Next, the resulting laminate of intermediate layers was punched out into a circle with a diameter of 10 mm to obtain a sample for measuring viscoelasticity.

A viscoelasticity measuring device (product name "ARES", manufactured by TA Instruments) was used to apply a strain of 1 Hz to the above sample, and the storage modulus (G') was measured from -30 to 120°C at a heating rate of 10°C/min. From the measured values, the loss tangent (tan δ) at 50°C and the storage modulus (G') at 50°C were calculated. The calculated storage modulus value was taken as the storage modulus I.

(Loss tangent and storage modulus of adhesive layer)
Using a composition for adhesive layer described below, an adhesive layer having a thickness of 50 μm was formed using a knife coater, with a polyethylene terephthalate (PET) film-based release film (product name "SP-PET381031", thickness 38 μm, manufactured by Lintec Corporation) attached to both sides.

Multiple adhesive layers formed in this manner were prepared, and the PET release films were peeled off and the release surfaces were aligned and laminated in sequence to prepare an adhesive layer laminate (thickness 1,000 μm).

Next, the resulting laminate of adhesive layers was punched out into a circle with a diameter of 10 mm to obtain a sample for measuring viscoelasticity.

A viscoelasticity measuring device (product name "ARES", manufactured by TA Instruments) was used to apply a strain of 1 Hz to the above sample, and the storage modulus was measured from -30 to 120°C at a heating rate of 10°C/min.
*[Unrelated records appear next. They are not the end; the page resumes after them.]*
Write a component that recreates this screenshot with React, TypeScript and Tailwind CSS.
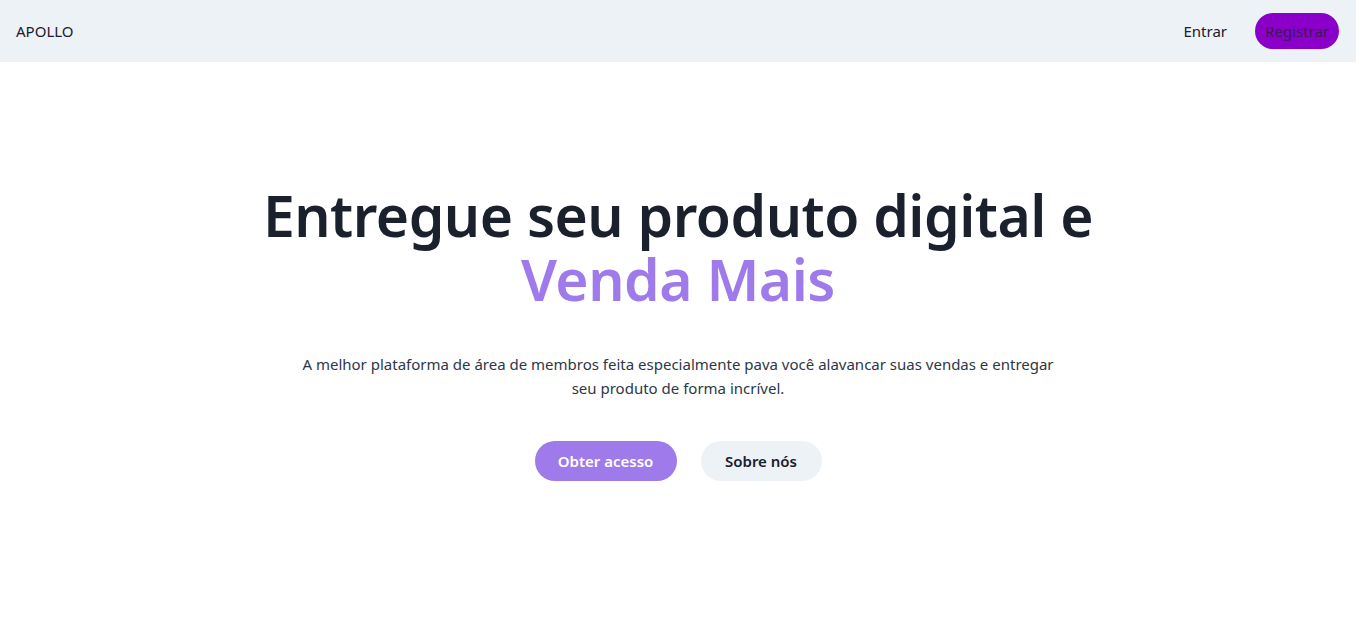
export default function App() {
  return (
    <div className="min-h-screen bg-white font-['Noto_Sans','Open_Sans',sans-serif] text-[#1a202c]">
      <header className="flex h-[62px] items-center justify-between bg-[#edf2f7] pl-4 pr-[17px]">
        <span className="text-[15px] text-[#1a202c]">APOLLO</span>
        <nav className="flex items-center gap-7">
          <a className="text-[15px] text-[#1a202c]">Entrar</a>
          <button className="h-9 w-[84px] rounded-full bg-[#8b00c9] text-[15px] text-[#3b1a5a]">
            Registrar
          </button>
        </nav>
      </header>

      <main className="flex flex-col items-center pt-[121px] text-center">
        <h1 className="text-[57px] font-semibold leading-[64px] tracking-[-0.5px] text-[#1a202c]">
          Entregue seu produto digital e
          <br />
          <span className="text-[#9f7aea]">Venda Mais</span>
        </h1>
        <p className="mt-[41px] max-w-[760px] text-[15px] leading-6 text-[#2d3748]">
          A melhor plataforma de área de membros feita especialmente pava você alavancar suas vendas e
          entregar seu produto de forma incrível.
        </p>
        <div className="mt-[41px] flex gap-6">
          <button className="h-10 w-[142px] rounded-full bg-[#9f7aea] text-[15px] font-semibold text-white">
            Obter acesso
          </button>
          <button className="h-10 w-[121px] rounded-full bg-[#edf2f7] text-[15px] font-semibold text-[#1a202c]">
            Sobre nós
          </button>
        </div>
      </main>
    </div>
  );
}
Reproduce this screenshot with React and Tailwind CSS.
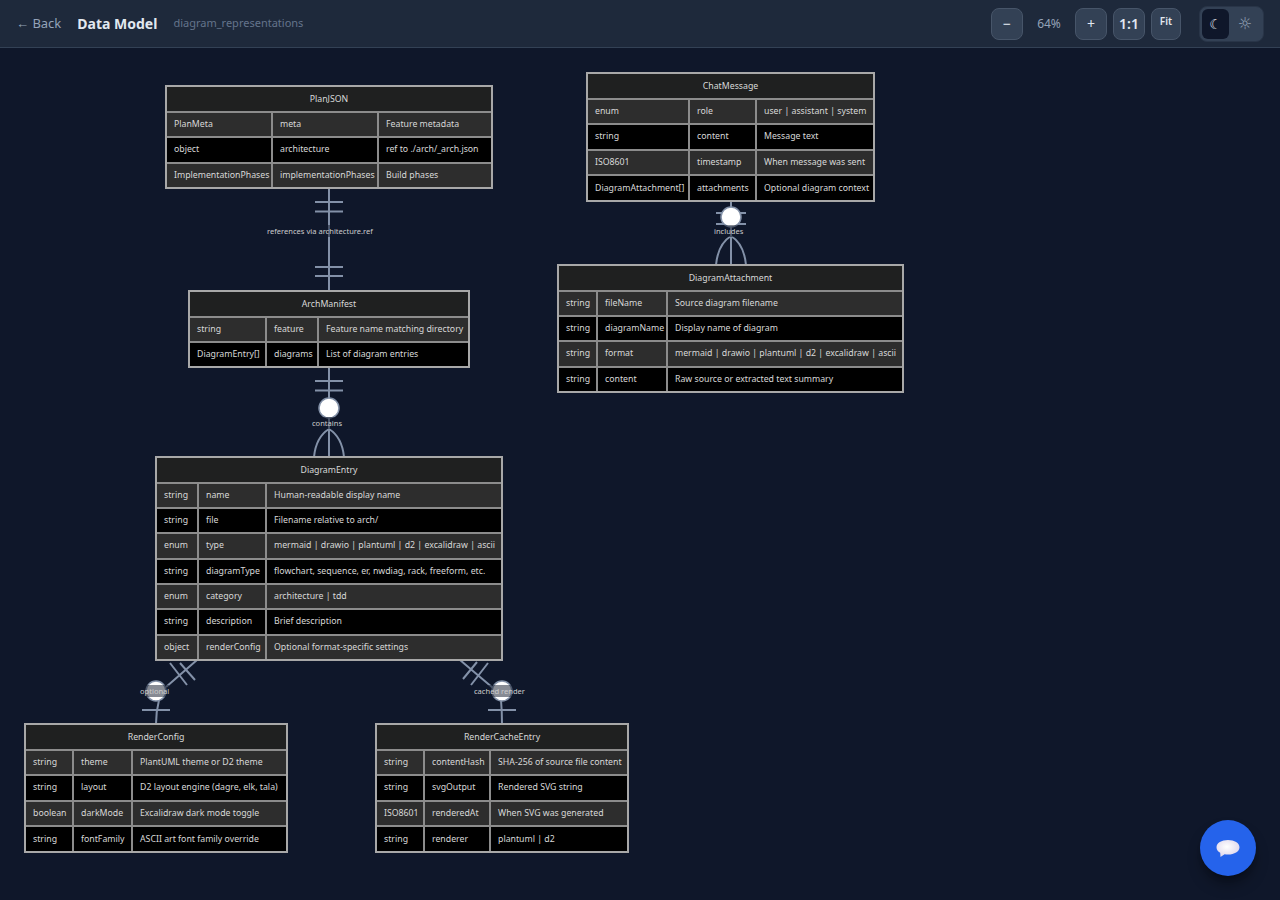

The storage modulus (G') at 50°C was calculated from the measured value, and this value was taken as the storage modulus A.

(DBG Chip Crack Evaluation)
After forming grooves on the wafer surface of a 12-inch diameter silicon wafer, the semiconductor processing protective sheet produced in the examples and comparative examples was attached to the wafer surface, and the wafer was divided by back grinding, and the wafer was divided into chips with a thickness of 50 μm and a chip size of 5 mm square by a first dicing method. Thereafter, without peeling off the semiconductor processing protective sheet, the corners of the chips divided from the wafer grinding surface were observed with a digital microscope (product name "VHX-1000", manufactured by KEYENCE Co., Ltd.) to observe the presence or absence of cracks in each chip, and the crack occurrence rate in 700 chips was measured and evaluated according to the following evaluation criteria.
A: Less than 1.0%, B: 1.0-2.0%, C: More than 2.0%

(LDBG Chip Crack Evaluation)
The semiconductor processing protective sheets prepared in the Examples and Comparative Examples were attached to a silicon wafer having a diameter of 12 inches and a thickness of 775 μm using a backgrind tape laminator (manufactured by Lintec Corporation, device name "RAD-3510F/12"). A lattice-shaped modified region was formed on the wafer using a laser saw (manufactured by Disco Corporation, device name "DFL7361"). The lattice size was 5 mm x 5 mm.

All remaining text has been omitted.